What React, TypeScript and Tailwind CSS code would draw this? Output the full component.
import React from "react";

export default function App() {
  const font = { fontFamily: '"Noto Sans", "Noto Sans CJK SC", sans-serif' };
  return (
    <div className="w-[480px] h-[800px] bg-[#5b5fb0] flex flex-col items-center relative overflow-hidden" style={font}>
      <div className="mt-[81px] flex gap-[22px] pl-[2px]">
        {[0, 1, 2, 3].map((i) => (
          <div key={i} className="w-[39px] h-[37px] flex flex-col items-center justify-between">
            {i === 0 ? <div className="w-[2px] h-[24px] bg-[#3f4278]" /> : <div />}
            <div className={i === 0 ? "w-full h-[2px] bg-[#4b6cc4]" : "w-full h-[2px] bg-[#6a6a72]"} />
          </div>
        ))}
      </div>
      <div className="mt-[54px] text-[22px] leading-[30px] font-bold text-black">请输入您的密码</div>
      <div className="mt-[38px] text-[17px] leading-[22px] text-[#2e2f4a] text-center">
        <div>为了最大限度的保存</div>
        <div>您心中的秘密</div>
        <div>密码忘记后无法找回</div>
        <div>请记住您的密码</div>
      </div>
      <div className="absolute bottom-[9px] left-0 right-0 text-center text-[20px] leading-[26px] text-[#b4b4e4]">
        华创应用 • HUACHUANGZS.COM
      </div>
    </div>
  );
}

▶ _WRITTEN INSTRUCTION_: Reproduce the material in full, with no word added or dropped.

▶ _SOLUTION_:
What React, TypeScript and Tailwind CSS code would draw this? Output the full component.
import React from "react";

export default function App() {
  const font = { fontFamily: '"Noto Sans", "Noto Sans CJK SC", sans-serif' };
  return (
    <div className="w-[480px] h-[800px] bg-[#5b5fb0] flex flex-col items-center relative overflow-hidden" style={font}>
      <div className="mt-[81px] flex gap-[22px] pl-[2px]">
        {[0, 1, 2, 3].map((i) => (
          <div key={i} className="w-[39px] h-[37px] flex flex-col items-center justify-between">
            {i === 0 ? <div className="w-[2px] h-[24px] bg-[#3f4278]" /> : <div />}
            <div className={i === 0 ? "w-full h-[2px] bg-[#4b6cc4]" : "w-full h-[2px] bg-[#6a6a72]"} />
          </div>
        ))}
      </div>
      <div className="mt-[54px] text-[22px] leading-[30px] font-bold text-black">请输入您的密码</div>
      <div className="mt-[38px] text-[17px] leading-[22px] text-[#2e2f4a] text-center">
        <div>为了最大限度的保存</div>
        <div>您心中的秘密</div>
        <div>密码忘记后无法找回</div>
        <div>请记住您的密码</div>
      </div>
      <div className="absolute bottom-[9px] left-0 right-0 text-center text-[20px] leading-[26px] text-[#b4b4e4]">
        华创应用 • HUACHUANGZS.COM
      </div>
    </div>
  );
}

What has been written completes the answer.